Finding the best ETFs is an increasingly difficult task in a world with so many to choose from.
You Cannot Trust ETF Labels
There are at least 45 different Financial ETFs and at least 181 ETFs across all sectors. Do investors need that many choices? How different can the ETFs be?
Those 45 Financial ETFs are very different. With anywhere from 19 to 549 holdings, many of these Financial ETFs have drastically different portfolios, creating drastically different investment implications.

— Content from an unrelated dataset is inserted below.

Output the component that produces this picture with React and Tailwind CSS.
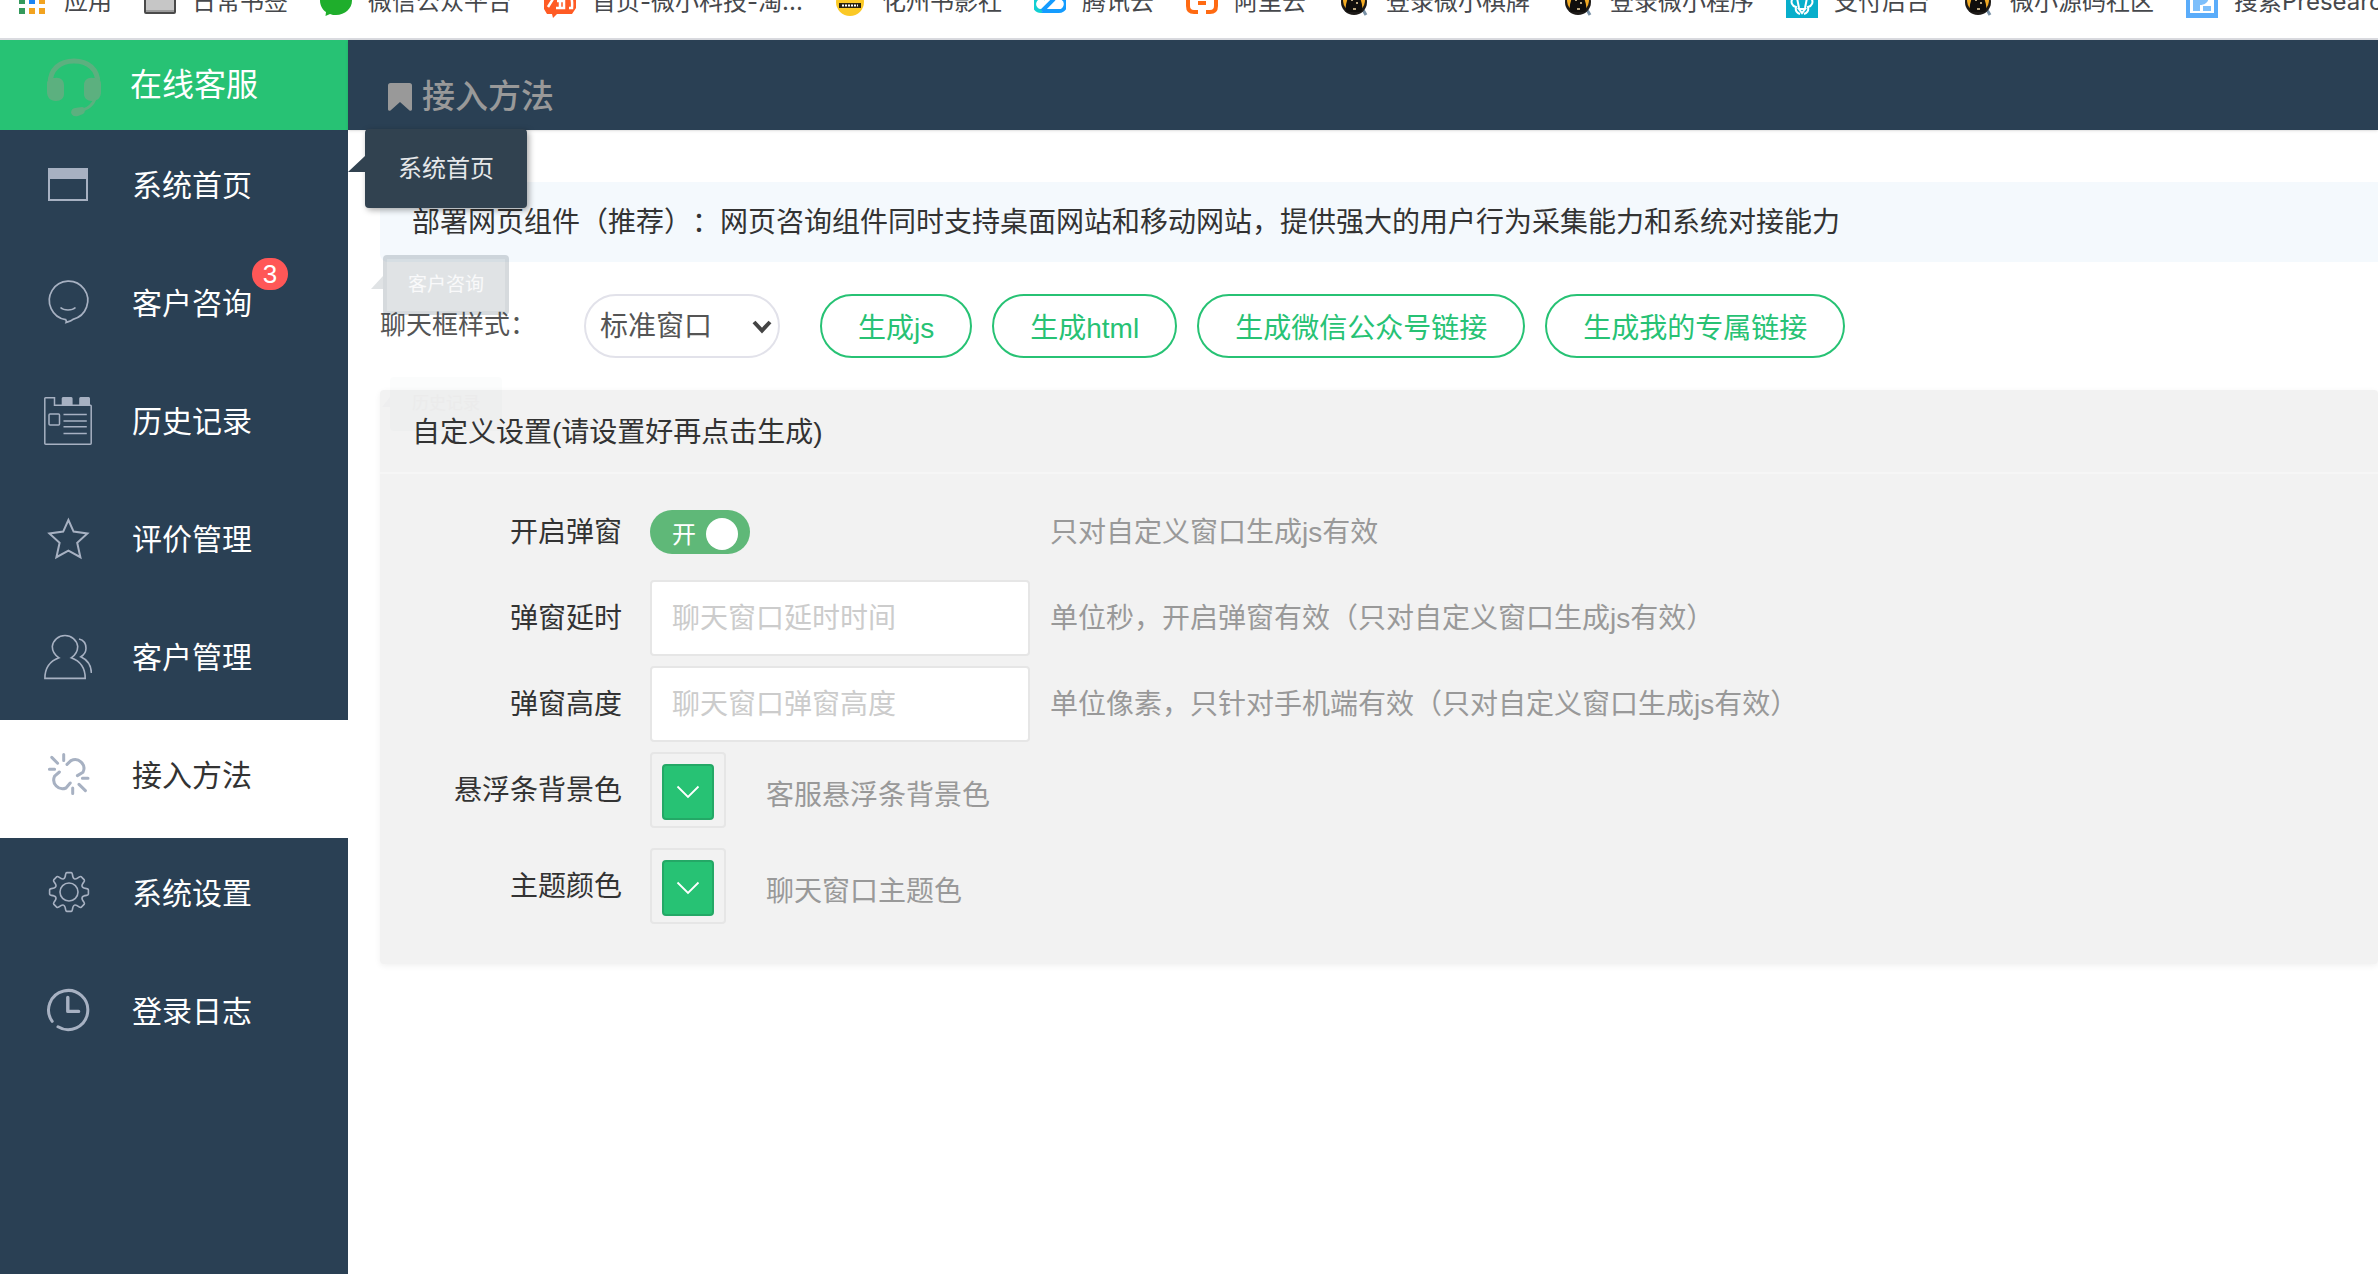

The same is true for the ETFs in any other sector, as each offers a very different mix of good and bad stocks. Some sectors have lots of good stocks and offer quality funds. The opposite is true for some sectors, while others lie in between these extremes with a fair mix of good and bad stocks. For example, the Financial sector, per my 2Q Sector Rankings Report ranks ninth out of 10 sectors when it comes to providing investors with quality ETFs. Consumer Staples ranks first. Utilities ranks last. Details on the Best & Worst ETFs in each sector are here
The bottom line is: ETF labels do not tell you the kind of stocks you are getting in any given ETF.
Paralysis By Analysis
I firmly believe ETFs for a given sector should not all be that different. I think the large number of Financial (or any other) sector of ETFs hurts investors more than it helps because too many options can be paralyzing. It is simply not possible for the majority of investors to properly assess the quality of so many ETFs. Analyzing ETFs, done with the proper diligence, is far more difficult than analyzing stocks because it means analyzing all the stocks within each ETF. As stated above, that can be as many as 549 stocks, and sometimes even more, for one ETF.
Any investor worth his salt recognizes that analyzing the holdings of an ETF is critical to finding the best ETF.
Figure 1: Best Sector ETFs
The Danger Within
Why do investors need to know the holdings of ETFs before they buy? They need to know to be sure they do not buy a fund that might blow up. Buying a fund without analyzing its holdings is like buying a stock without analyzing its business and finances. As Barron’s says, investors should know the Danger Within. No matter how cheap, if it holds bad stocks, the ETF’s performance will be bad.